Sur les Champs-Élysées, le luxe étalé exaspère la colère des « gilets jaunes ». Le 24 novembre et le 1er décembre, le manque d’organisation des manifestants permet aux groupes fascistes revêtus de gilets jaunes de casser à grande échelle. Quand les renforts de police arrivent, les nazillons disparaissent ; les provinciaux se font arrêter et passent en comparution immédiate. Les vols et les déprédations servent au gouvernement à restreindre le droit de manifester.

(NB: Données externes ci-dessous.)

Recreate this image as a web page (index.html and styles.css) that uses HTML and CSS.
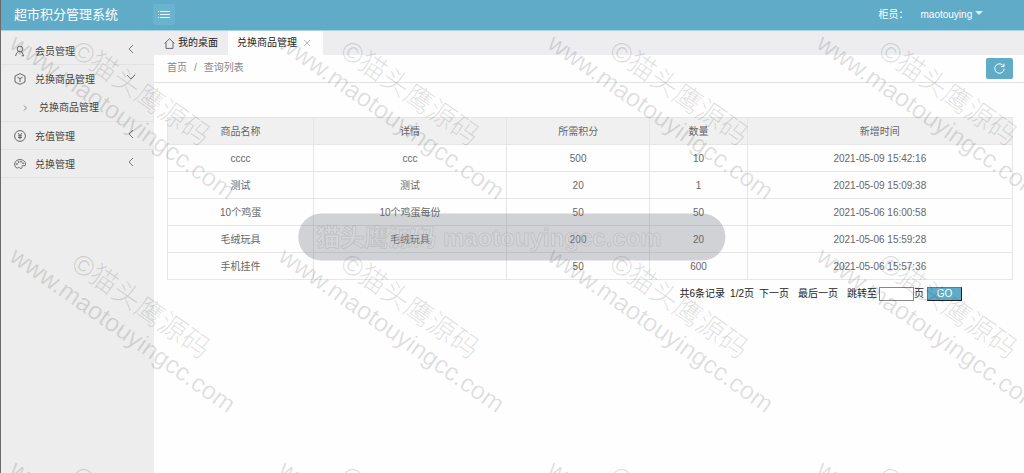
FILE: index.html
```html
<!DOCTYPE html>
<html lang="zh-CN">
<head>
<meta charset="UTF-8">
<meta name="viewport" content="width=device-width, initial-scale=1.0">
<title>超市积分管理系统</title>
<link rel="stylesheet" href="styles.css">
</head>
<body>

<header class="header">
    <div class="logo">超市积分管理系统</div>
    <button class="toggle" type="button" aria-label="菜单">
        <svg width="12" height="8" viewBox="0 0 12 8"><path d="M0 .5h1M2 .5h10M0 3.5h1M2 3.5h10M0 6.5h1M2 6.5h10" stroke="#e9f5f9"/></svg>
    </button>
    <div class="user">
        <span>柜员：</span>
        <a href="#">maotouying <i class="caret"></i></a>
    </div>
</header>

<div class="main">
    <nav class="sidebar">
        <a class="item" href="#">
            <svg class="icon" viewBox="0 0 12 12"><circle cx="6" cy="4" r="2.8"/><path d="M4.6 6.4 Q2 7.6 1.6 11 M7.4 6.4 L9.8 10.8 H7.6"/></svg>
            <span>会员管理</span>
            <svg class="arrow" viewBox="0 0 8 8"><path d="M6 0 L2 4 L6 8"/></svg>
        </a>
        <a class="item open" href="#">
            <svg class="icon" viewBox="0 0 12 12"><path d="M6 .6 L11 3 V9 L6 11.4 L1 9 V3 Z M3.4 4.2 L6 5.6 L8.6 4.2 M6 5.6 V9"/></svg>
            <span>兑换商品管理</span>
            <svg class="arrow" viewBox="0 0 8 8"><path d="M0 2 L4 6 L8 2"/></svg>
        </a>
        <a class="subitem" href="#">
            <svg class="mark" viewBox="0 0 8 8"><path d="M3 1.5 L5.5 4 L3 6.5"/></svg>
            <span>兑换商品管理</span>
        </a>
        <a class="item" href="#">
            <svg class="icon" viewBox="0 0 12 12"><circle cx="6" cy="6" r="5.4"/><path d="M4 3 L6 5.4 L8 3 M6 5.4 V9.4 M4 5.8 H8 M4 7.5 H8"/></svg>
            <span>充值管理</span>
            <svg class="arrow" viewBox="0 0 8 8"><path d="M6 0 L2 4 L6 8"/></svg>
        </a>
        <a class="item" href="#">
            <svg class="icon" viewBox="0 0 12 12"><path d="M2.6 10 C-1 7 .8 1.6 6 1.6 C10 1.6 12 4.4 11.4 7 C11 8.8 9.4 7 8.4 7.6 C7.2 8.4 9 9.6 7.4 10.4 C6.4 10.8 5.6 9.4 4.6 9.4 C3.8 9.4 3.4 10.6 2.6 10 Z"/><circle cx="3" cy="6" r=".5"/><circle cx="4.6" cy="4" r=".5"/><circle cx="7" cy="3.8" r=".5"/><circle cx="9" cy="5.2" r=".5"/></svg>
            <span>兑换管理</span>
            <svg class="arrow" viewBox="0 0 8 8"><path d="M6 0 L2 4 L6 8"/></svg>
        </a>
    </nav>

    <div class="content">
        <div class="tabs">
            <a class="tab" href="#">
                <svg class="home" viewBox="0 0 11 11"><path d="M.6 5.4 L5.5 .8 L10.4 5.4 M2 4.4 V10.4 H9 V4.4"/></svg>
                <span>我的桌面</span>
            </a>
            <a class="tab active" href="#">
                <span>兑换商品管理</span>
                <svg class="close" viewBox="0 0 6 6"><path d="M0 0 L6 6 M6 0 L0 6"/></svg>
            </a>
        </div>

        <div class="crumb">
            <a href="#">首页</a>
            <span>/</span>
            <a href="#">查询列表</a>
            <button class="refresh" type="button" aria-label="刷新">
                <svg width="11" height="11" viewBox="0 0 11 11"><path d="M9.6 3.2 A4.7 4.7 0 1 0 10.2 5.8 M10 .6 V3.6 H7"/></svg>
            </button>
        </div>

        <div class="list">
            <table class="table">
                <colgroup><col class="c-name"><col class="c-detail"><col class="c-point"><col class="c-num"><col></colgroup>
                <thead>
                    <tr><th>商品名称</th><th>详情</th><th>所需积分</th><th>数量</th><th>新增时间</th></tr>
                </thead>
                <tbody>
                    <tr><td>cccc</td><td>ccc</td><td>500</td><td>10</td><td>2021-05-09 15:42:16</td></tr>
                    <tr><td>测试</td><td>测试</td><td>20</td><td>1</td><td>2021-05-09 15:09:38</td></tr>
                    <tr><td>10个鸡蛋</td><td>10个鸡蛋每份</td><td>50</td><td>50</td><td>2021-05-06 16:00:58</td></tr>
                    <tr><td>毛绒玩具</td><td>毛绒玩具</td><td>200</td><td>20</td><td>2021-05-06 15:59:28</td></tr>
                    <tr><td>手机挂件</td><td></td><td>50</td><td>600</td><td>2021-05-06 15:57:36</td></tr>
                </tbody>
            </table>

            <form class="pager">
                <span>共6条记录</span>
                <span>1/2页</span>
                <a class="next" href="#">下一页</a>
                <a class="last" href="#">最后一页</a>
                <label for="page">跳转至</label>
                <input id="page" type="text">
                <span class="unit">页</span>
                <button class="go" type="button">GO</button>
            </form>
        </div>
    </div>
</div>

<!-- watermark -->
<div class="watermark" aria-hidden="true">
    <div class="mark-cell"><p class="mark-name">©猫头鹰源码</p><p class="mark-url">www.maotouyingcc.com</p></div>
    <div class="mark-cell"><p class="mark-name">©猫头鹰源码</p><p class="mark-url">www.maotouyingcc.com</p></div>
    <div class="mark-cell"><p class="mark-name">©猫头鹰源码</p><p class="mark-url">www.maotouyingcc.com</p></div>
    <div class="mark-cell"><p class="mark-name">©猫头鹰源码</p><p class="mark-url">www.maotouyingcc.com</p></div>
    <div class="mark-cell"><p class="mark-name">©猫头鹰源码</p><p class="mark-url">www.maotouyingcc.com</p></div>
    <div class="mark-cell"><p class="mark-name">©猫头鹰源码</p><p class="mark-url">www.maotouyingcc.com</p></div>
    <div class="mark-cell"><p class="mark-name">©猫头鹰源码</p><p class="mark-url">www.maotouyingcc.com</p></div>
    <div class="mark-cell"><p class="mark-name">©猫头鹰源码</p><p class="mark-url">www.maotouyingcc.com</p></div>
    <div class="mark-cell"><p class="mark-name">©猫头鹰源码</p><p class="mark-url">www.maotouyingcc.com</p></div>
    <div class="mark-cell"><p class="mark-name">©猫头鹰源码</p><p class="mark-url">www.maotouyingcc.com</p></div>
    <div class="mark-cell"><p class="mark-name">©猫头鹰源码</p><p class="mark-url">www.maotouyingcc.com</p></div>
    <div class="mark-cell"><p class="mark-name">©猫头鹰源码</p><p class="mark-url">www.maotouyingcc.com</p></div>
</div>
<div class="pill">猫头鹰源码 maotouyingcc.com</div>

</body>
</html>
```

FILE: styles.css
```css
* {
    box-sizing: border-box;
}
body {
    margin: 0;
    min-height: 100vh;
    display: flex;
    flex-direction: column;
    border-left: 1px solid #6b6b6b;
    background-color: #fefefe;
    color: #444;
    font: 10px/14px "Liberation Sans", "Noto Sans CJK SC", sans-serif;
}
a {
    color: inherit;
    text-decoration: none;
}
button, input {
    font: inherit;
    padding: 0;
}
svg {
    display: block;
    fill: none;
    stroke: currentColor;
}

/* header */
.header {
    display: flex;
    align-items: center;
    height: 31px;
    padding: 0 41px 1px 13px;
    background-color: #5fabc8;
    border-bottom: 1px solid #a9d3e2;
    color: #fff;
}
.logo {
    width: 139px;
    font-size: 13px;
}
.toggle {
    display: flex;
    align-items: center;
    justify-content: center;
    width: 22px;
    height: 21px;
    border: 0;
    border-radius: 2px;
    background-color: #6ab2ce;
}
.user {
    display: flex;
    gap: 12px;
    margin-left: auto;
}
.caret {
    display: inline-block;
    border: 4px solid transparent;
    border-top-color: #dceef4;
    border-bottom: 0;
    vertical-align: 3px;
}

.main {
    display: flex;
    flex: 1;
}

/* left menu */
.sidebar {
    width: 153px;
    padding-top: 6px;
    background-color: #ededed;
}
.item {
    display: flex;
    align-items: center;
    height: 28px;
    padding: 2px 19px 0 13px;
    border-bottom: 1px solid #e2e2e2;
}
.item.open {
    border-bottom-color: transparent;
}
.icon {
    width: 12px;
    height: 12px;
    margin: 0 9px 2px 0;
    color: #666;
}
.arrow {
    width: 8px;
    height: 8px;
    margin: 0 0 6px auto;
    color: #777;
}
.subitem {
    display: flex;
    align-items: center;
    height: 29px;
    padding: 2px 0 0 20px;
    border-bottom: 1px solid #e2e2e2;
}
.mark {
    width: 8px;
    height: 8px;
    margin-right: 10px;
    color: #888;
}

/* tabs */
.content {
    flex: 1;
    min-width: 0;
}
.tabs {
    display: flex;
    height: 24px;
    background-color: #ededf0;
}
.tab {
    display: flex;
    align-items: center;
    padding: 0 10px;
    color: #222;
}
.tab.active {
    padding: 0 13px 0 9px;
    background-color: #fefefe;
}
.home {
    width: 11px;
    height: 11px;
    margin-right: 3px;
    color: #666;
}
.close {
    width: 6px;
    height: 6px;
    margin-left: 7px;
    color: #bbb;
}
.crumb {
    display: flex;
    align-items: center;
    gap: 7px;
    height: 28px;
    padding: 0 11px 1px 13px;
    border-bottom: 1px solid #e2e2e2;
    color: #888;
}
.refresh {
    display: flex;
    align-items: center;
    justify-content: center;
    width: 27px;
    height: 21px;
    margin-left: auto;
    border: 0;
    border-radius: 2px;
    background-color: #5fabc8;
    color: #fff;
}

/* table */
.list {
    padding: 34px 11px 0 13px;
}
.table {
    width: 100%;
    table-layout: fixed;
    border-collapse: collapse;
    color: #666;
    text-align: center;
}
.c-name {
    width: 17.3%;
}
.c-detail {
    width: 22.8%;
}
.c-point {
    width: 17%;
}
.c-num {
    width: 11.5%;
}
.table th, .table td {
    height: 27px;
    padding: 2px 0 0;
    border: 1px solid #e6e6e6;
    font-weight: normal;
}
.table th {
    background-color: #f0f0f0;
}

/* pager */
.pager {
    display: flex;
    align-items: center;
    justify-content: flex-end;
    margin-top: 7px;
    padding-right: 51px;
    gap: 5px;
    color: #222;
}
.last {
    margin: 0 4px;
}
.pager input {
    width: 35px;
    height: 14px;
    margin-left: -3px;
    border: 1px solid #888;
    background-color: #fff;
}
.unit {
    margin: 0 -2px 0 -5px;
}
.go {
    width: 35px;
    height: 14px;
    border: 1px solid;
    border-color: #4b8299 #222 #222 #4b8299;
    background-color: #5fabc8;
    color: #fff;
    line-height: 12px;
}

/* watermark */
.watermark {
    position: absolute;
    top: 0;
    right: 0;
    bottom: 0;
    left: 0;
    display: grid;
    grid-template-columns: repeat(4, 269px);
    grid-auto-rows: 213px;
    padding-left: 30px;
    overflow: hidden;
    pointer-events: none;
    color: rgba(0, 0, 0, 0.13);
}
.mark-cell {
    width: 280px;
    transform: rotate(35deg);
    transform-origin: 0 0;
    padding-left: 9px;
    white-space: nowrap;
}
.mark-cell p {
    margin: 0;
}
.mark-cell .mark-name {
    margin-top: -2px;
    padding-left: 55px;
    font-size: 28px;
    font-weight: 300;
    line-height: 30px;
}
.mark-url {
    font-size: 25px;
    line-height: 28px;
}
.pill {
    position: fixed;
    top: 50%;
    left: 50%;
    transform: translate(-50%, -50%);
    padding: 1px 64px 0 18px;
    border-radius: 23px;
    background-color: rgba(107, 110, 124, 0.3);
    color: rgba(225, 225, 225, 0.2);
    font-size: 24px;
    font-weight: bold;
    line-height: 46px;
    white-space: nowrap;
    pointer-events: none;
    -webkit-text-stroke: 1px rgba(130, 130, 130, 0.2);
}
```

Pour la première fois, le gouvernement Macron-Philippe recule
Une partie de la jeunesse s’engouffre dans la brèche : début décembre, plus de cent lycées sont bloqués, dans plusieurs universités, les étudiants tiennent des assemblées générales.
Le NPA supplie Macron de s’exprimer : « Macron se met en scène. Il est temps qu’il parle et qu’il dise des choses. » (Besancenot, France Inter, 3 décembre).
Le 5 décembre, Philippe fait applaudir la police par l’Assemblée nationale. Au Puy-en-Velay (Haute-Loire), les manifestants attaquent la préfecture qui représente l’État bourgeois. Alors que plus de 600 personnes ont été arrêtées, plusieurs organisations de policiers réclament plus de répression, avec l’instauration de l’état d’urgence voire le « renfort de l’armée » pour faire face à une situation jugée « insurrectionnelle ». LR exige à son tour l’état d’urgence. Le 4, Macron se rend à la préfecture du Puy. La police blesse grièvement un lycéen le 5 décembre.
Le gouvernement bourgeois a cru d’abord qu’il suffisait d’accorder plus d’aide financière au changement de voiture, d’envoyer les députés de LREM sur le terrain et d’un discours du bonimenteur en chef pour régler le problème. Il n’a pas trouvé d’interlocuteurs. Il a consulté le 3 décembre les partis politiques.
Au lieu de boycotter, les partis d’origine ouvrière (PCF, PS, Générations et LFI) se sont prêtés à l’opération.
Il y aura une délégation de La France insoumise chez le premier ministre. Il ne s’agit pas de bouder, bien au contraire. Nous, on est pour le dialogue. (Adrien Quatennens, France Inter, 3 décembre)
Mélenchon réédite, comme Le Pen, sa demande de dissolution de l’Assemblée par Macron et la convocation d’élections législatives anticipées.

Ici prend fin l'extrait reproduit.